[Collected data entries]
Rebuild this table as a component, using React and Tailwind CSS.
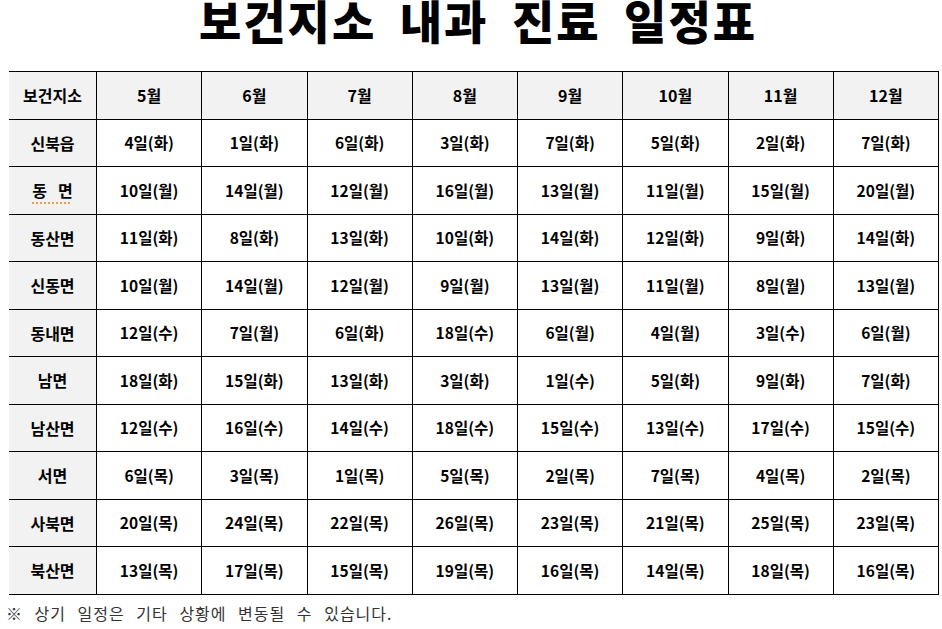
import React from "react";

const months = ["5월", "6월", "7월", "8월", "9월", "10월", "11월", "12월"];
const rows = [
  ["신북읍", ["4일(화)", "1일(화)", "6일(화)", "3일(화)", "7일(화)", "5일(화)", "2일(화)", "7일(화)"]],
  ["동 면", ["10일(월)", "14일(월)", "12일(월)", "16일(월)", "13일(월)", "11일(월)", "15일(월)", "20일(월)"]],
  ["동산면", ["11일(화)", "8일(화)", "13일(화)", "10일(화)", "14일(화)", "12일(화)", "9일(화)", "14일(화)"]],
  ["신동면", ["10일(월)", "14일(월)", "12일(월)", "9일(월)", "13일(월)", "11일(월)", "8일(월)", "13일(월)"]],
  ["동내면", ["12일(수)", "7일(월)", "6일(화)", "18일(수)", "6일(월)", "4일(월)", "3일(수)", "6일(월)"]],
  ["남면", ["18일(화)", "15일(화)", "13일(화)", "3일(화)", "1일(수)", "5일(화)", "9일(화)", "7일(화)"]],
  ["남산면", ["12일(수)", "16일(수)", "14일(수)", "18일(수)", "15일(수)", "13일(수)", "17일(수)", "15일(수)"]],
  ["서면", ["6일(목)", "3일(목)", "1일(목)", "5일(목)", "2일(목)", "7일(목)", "4일(목)", "2일(목)"]],
  ["사북면", ["20일(목)", "24일(목)", "22일(목)", "26일(목)", "23일(목)", "21일(목)", "25일(목)", "23일(목)"]],
  ["북산면", ["13일(목)", "17일(목)", "15일(목)", "19일(목)", "16일(목)", "14일(목)", "18일(목)", "16일(목)"]],
];

const font = { fontFamily: '"Noto Sans CJK KR", "Noto Sans", sans-serif' };

export default function App() {
  return (
    <div className="w-[942px] h-[629px] bg-white text-black overflow-hidden" style={font}>
      <div className="ml-[9px] w-[930px] flex flex-col">
        <div className="h-[71px] pl-[8px] flex flex-col">
          <h1 className="text-center text-[46px] font-black leading-[38px] tracking-[2px] [word-spacing:11px]">
            보건지소 내과 진료 일정표
          </h1>
        </div>
        <div className="grid grid-cols-[88px_repeat(8,1fr)] border-t border-black">
          <div className="h-[47.5px] flex items-center justify-center bg-[#f2f2f2] border-r border-b border-black text-[16px] font-bold">
            보건지소
          </div>
          {months.map((m) => (
            <div
              key={m}
              className="h-[47.5px] flex items-center justify-center bg-[#f2f2f2] border-r border-b border-black text-[16px] font-bold"
            >
              {m}
            </div>
          ))}
          {rows.map(([name, vals]) => (
            <React.Fragment key={name}>
              <div className="h-[47.5px] flex items-center justify-center bg-[#f2f2f2] border-r border-b border-black text-[16px] font-bold">
                {name === "동 면" ? (
                  <span className="whitespace-pre underline decoration-dotted decoration-[#e8891c] underline-offset-[5px]">
                    {"동   면"}
                  </span>
                ) : (
                  name
                )}
              </div>
              {vals.map((v, j) => (
                <div
                  key={j}
                  className="h-[47.5px] flex items-center justify-center border-r border-b border-black text-[15.5px] font-bold"
                >
                  {v}
                </div>
              ))}
            </React.Fragment>
          ))}
        </div>
      </div>
      <p className="ml-[6px] mt-[8px] text-[16px] leading-[20px] text-[#333] tracking-[1px] [word-spacing:7px]">
        ※ 상기 일정은 기타 상황에 변동될 수 있습니다.
      </p>
    </div>
  );
}
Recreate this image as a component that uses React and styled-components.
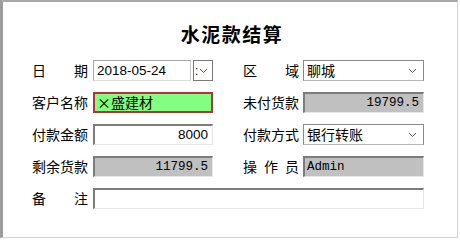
import React from "react"
import styled, { createGlobalStyle } from "styled-components"

const Global = createGlobalStyle`
  html, body {
    margin: 0;
    padding: 0;
    background: #ffffff;
  }
  body {
    font-family: "Noto Sans CJK SC", "Liberation Sans", sans-serif;
    color: #000;
  }
`

function Label({ text }) {
    return (
        <LabelBox>
            {text.split("").map((c, i) => <span key={i}>{c}</span>)}
        </LabelBox>
    )
}

function Chevron() {
    return (
        <svg width="9" height="6" viewBox="0 0 9 6">
            <path d="M1 1 L4.5 4.5 L8 1" fill="none" stroke="#555" strokeWidth="1" />
        </svg>
    )
}

function App() {
    return (
        <>
            <Global />
            <Frame>
                <Title>水泥款结算</Title>
                <Form>
                    <Label text="日期" />
                    <DateGroup>
                        <DateField>2018-05-24</DateField>
                        <DateButton>
                            <span>:</span>
                            <Chevron />
                        </DateButton>
                    </DateGroup>
                    <Spacer />
                    <Label text="区域" />
                    <Select>
                        <span>聊城</span>
                        <Chevron />
                    </Select>

                    <Label text="客户名称" />
                    <Highlight>×盛建材</Highlight>
                    <Spacer />
                    <Label text="未付货款" />
                    <Sunken $gray $mono>19799.5</Sunken>

                    <Label text="付款金额" />
                    <Sunken $right>8000</Sunken>
                    <Spacer />
                    <Label text="付款方式" />
                    <Select>
                        <span>银行转账</span>
                        <Chevron />
                    </Select>

                    <Label text="剩余货款" />
                    <Sunken $gray $mono>11799.5</Sunken>
                    <Spacer />
                    <Label text="操作员" />
                    <Sunken $gray $mono $left>Admin</Sunken>

                    <Label text="备注" />
                    <Sunken $wide />
                </Form>
            </Frame>
        </>
    )
}

export default App

const Frame = styled.div`
   box-sizing: border-box;
   width: 458px;
   height: 238px;
   border-style: solid;
   border-width: 2px 1px 1px 3px;
   border-color: #a8a8a8 #d4d4d4 #d4d4d4 #9c9c9c;
   background: #ffffff;
   display: flex;
   flex-direction: column;
   align-items: center;
`

const Title = styled.div`
   margin-top: 20px;
   font-size: 19px;
   line-height: 24px;
   font-weight: 700;
   letter-spacing: 1.5px;
   margin-left: 4px;
`

const Form = styled.div`
   align-self: flex-start;
   margin-top: 14px;
   margin-left: 29px;
   display: grid;
   grid-template-columns: 56px 120px 20px 56px 120px;
   grid-auto-rows: 21px;
   column-gap: 5px;
   row-gap: 11px;
   & > :nth-child(5n + 5) {
     margin-left: -1px;
   }
`

const Spacer = styled.div``

const LabelBox = styled.div`
   display: flex;
   justify-content: space-between;
   align-items: center;
   font-size: 14px;
   line-height: 21px;
`

const DateGroup = styled.div`
   display: flex;
   gap: 2px;
`

const DateField = styled.div`
   box-sizing: border-box;
   width: 98px;
   height: 21px;
   border: 1px solid #a8a8a8;
   border-bottom-color: #dcdcdc;
   border-right-color: #c8c8c8;
   padding-left: 3px;
   font-family: "Liberation Sans", Arial, sans-serif;
   font-size: 13.5px;
   line-height: 19px;
`

const DateButton = styled.div`
   box-sizing: border-box;
   width: 20px;
   height: 21px;
   border: 1px solid #7a7a7a;
   display: flex;
   align-items: center;
   gap: 1px;
   font-family: "Liberation Sans", Arial, sans-serif;
   font-size: 12px;
   & span {
     margin-left: 1px;
   }
`

const Select = styled.div`
   box-sizing: border-box;
   height: 21px;
   border: 1px solid #8a8a8a;
   border-bottom-color: #b8b8b8;
   display: flex;
   align-items: center;
   justify-content: space-between;
   padding: 0 6px 0 3px;
   font-size: 14px;
   line-height: 19px;
`

const Highlight = styled.div`
   box-sizing: border-box;
   height: 21px;
   border: 2px solid #b8303a;
   background: #80ff80;
   padding-left: 2px;
   font-size: 14px;
   line-height: 17px;
`

const Sunken = styled.div`
   box-sizing: border-box;
   height: 21px;
   border-style: solid;
   border-width: 2px 1px 1px 2px;
   border-color: #7c7c7c #e6e6e6 #e6e6e6 #7c7c7c;
   background: ${p => (p.$gray ? "#c0c0c0" : "#ffffff")};
   grid-column: ${p => (p.$wide ? "2 / 6" : "auto")};
   text-align: ${p => (p.$left ? "left" : "right")};
   padding: 0 4px 0 2px;
   font-family: ${p => (p.$mono ? "\"Liberation Mono\", monospace" : "\"Liberation Sans\", Arial, sans-serif")};
   font-size: ${p => (p.$mono ? "12.5px" : "13.5px")};
   line-height: 18px;
`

**What you will do:**
Search the entries for the word "this", then gather every line that has it.

**Answer to the problem:**
Rebuild this table as a component, using React and Tailwind CSS.
Recreate this image as a component that uses React and styled-components.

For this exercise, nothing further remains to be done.